## START

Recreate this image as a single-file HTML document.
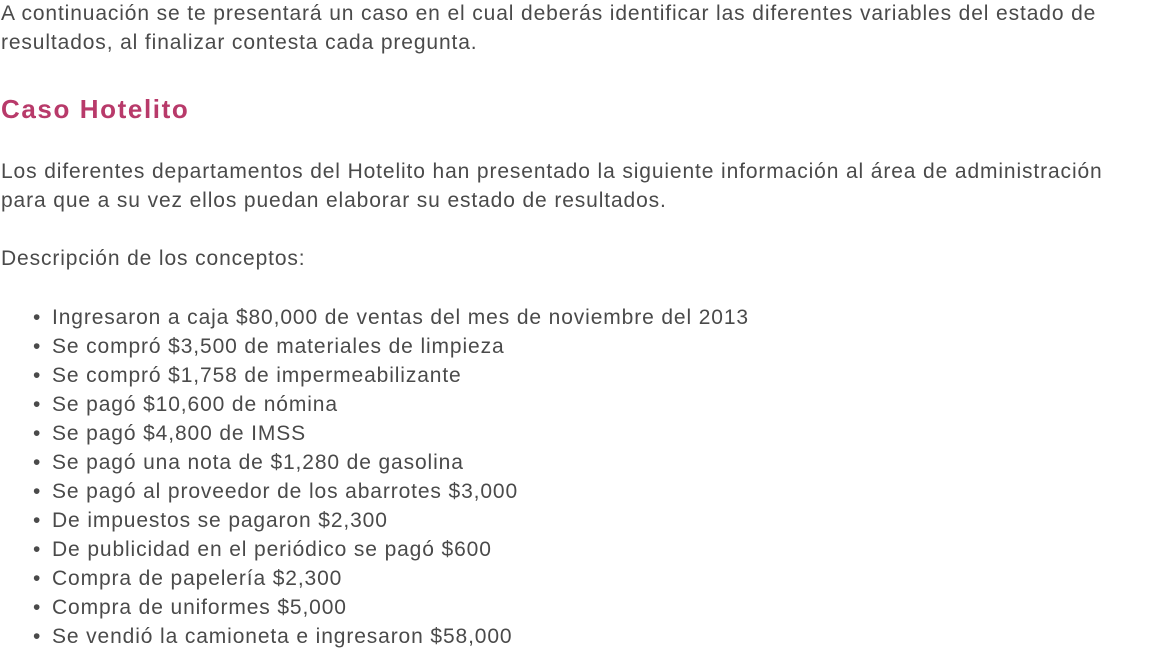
<!DOCTYPE html>
<html><head><meta charset="utf-8"><style>
body{margin:0;background:#fff;color:#4a4a4a;font-family:"Liberation Sans",sans-serif;font-size:21px;line-height:29px;letter-spacing:0.88px;}
.w{position:absolute;left:1px;top:0;width:1150px;white-space:nowrap}
p{margin:0}
h2{margin:0;color:#b83a6a;font-size:26px;font-weight:bold;line-height:29px;position:absolute;top:95px;left:1px;letter-spacing:1.6px}
ul{margin:0;padding:0;list-style:none}
li{position:relative;padding-left:51px}
li:before{content:"•";position:absolute;left:32px}
</style></head><body>
<div class="w" style="top:-1px">
<p>A continuación se te presentará un caso en el cual deberás identificar las diferentes variables del estado de<br>resultados, al finalizar contesta cada pregunta.</p>
</div>
<h2>Caso Hotelito</h2>
<div class="w" style="top:157px">
<p>Los diferentes departamentos del Hotelito han presentado la siguiente información al área de administración<br>para que a su vez ellos puedan elaborar su estado de resultados.</p>
</div>
<div class="w" style="top:244px"><p>Descripción de los conceptos:</p></div>
<div class="w" style="top:303px">
<ul>
<li>Ingresaron a caja $80,000 de ventas del mes de noviembre del 2013</li>
<li>Se compró $3,500 de materiales de limpieza</li>
<li>Se compró $1,758 de impermeabilizante</li>
<li>Se pagó $10,600 de nómina</li>
<li>Se pagó $4,800 de IMSS</li>
<li>Se pagó una nota de $1,280 de gasolina</li>
<li>Se pagó al proveedor de los abarrotes $3,000</li>
<li>De impuestos se pagaron $2,300</li>
<li>De publicidad en el periódico se pagó $600</li>
<li>Compra de papelería $2,300</li>
<li>Compra de uniformes $5,000</li>
<li>Se vendió la camioneta e ingresaron $58,000</li>
</ul>
</div>
</body></html>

## END

THE TASK
Keep the pictures out of the copy and return the rest of the data above exactly.

REPLY
Recreate this image as a single-file HTML document.
<!DOCTYPE html>
<html><head><meta charset="utf-8"><style>
body{margin:0;background:#fff;color:#4a4a4a;font-family:"Liberation Sans",sans-serif;font-size:21px;line-height:29px;letter-spacing:0.88px;}
.w{position:absolute;left:1px;top:0;width:1150px;white-space:nowrap}
p{margin:0}
h2{margin:0;color:#b83a6a;font-size:26px;font-weight:bold;line-height:29px;position:absolute;top:95px;left:1px;letter-spacing:1.6px}
ul{margin:0;padding:0;list-style:none}
li{position:relative;padding-left:51px}
li:before{content:"•";position:absolute;left:32px}
</style></head><body>
<div class="w" style="top:-1px">
<p>A continuación se te presentará un caso en el cual deberás identificar las diferentes variables del estado de<br>resultados, al finalizar contesta cada pregunta.</p>
</div>
<h2>Caso Hotelito</h2>
<div class="w" style="top:157px">
<p>Los diferentes departamentos del Hotelito han presentado la siguiente información al área de administración<br>para que a su vez ellos puedan elaborar su estado de resultados.</p>
</div>
<div class="w" style="top:244px"><p>Descripción de los conceptos:</p></div>
<div class="w" style="top:303px">
<ul>
<li>Ingresaron a caja $80,000 de ventas del mes de noviembre del 2013</li>
<li>Se compró $3,500 de materiales de limpieza</li>
<li>Se compró $1,758 de impermeabilizante</li>
<li>Se pagó $10,600 de nómina</li>
<li>Se pagó $4,800 de IMSS</li>
<li>Se pagó una nota de $1,280 de gasolina</li>
<li>Se pagó al proveedor de los abarrotes $3,000</li>
<li>De impuestos se pagaron $2,300</li>
<li>De publicidad en el periódico se pagó $600</li>
<li>Compra de papelería $2,300</li>
<li>Compra de uniformes $5,000</li>
<li>Se vendió la camioneta e ingresaron $58,000</li>
</ul>
</div>
</body></html>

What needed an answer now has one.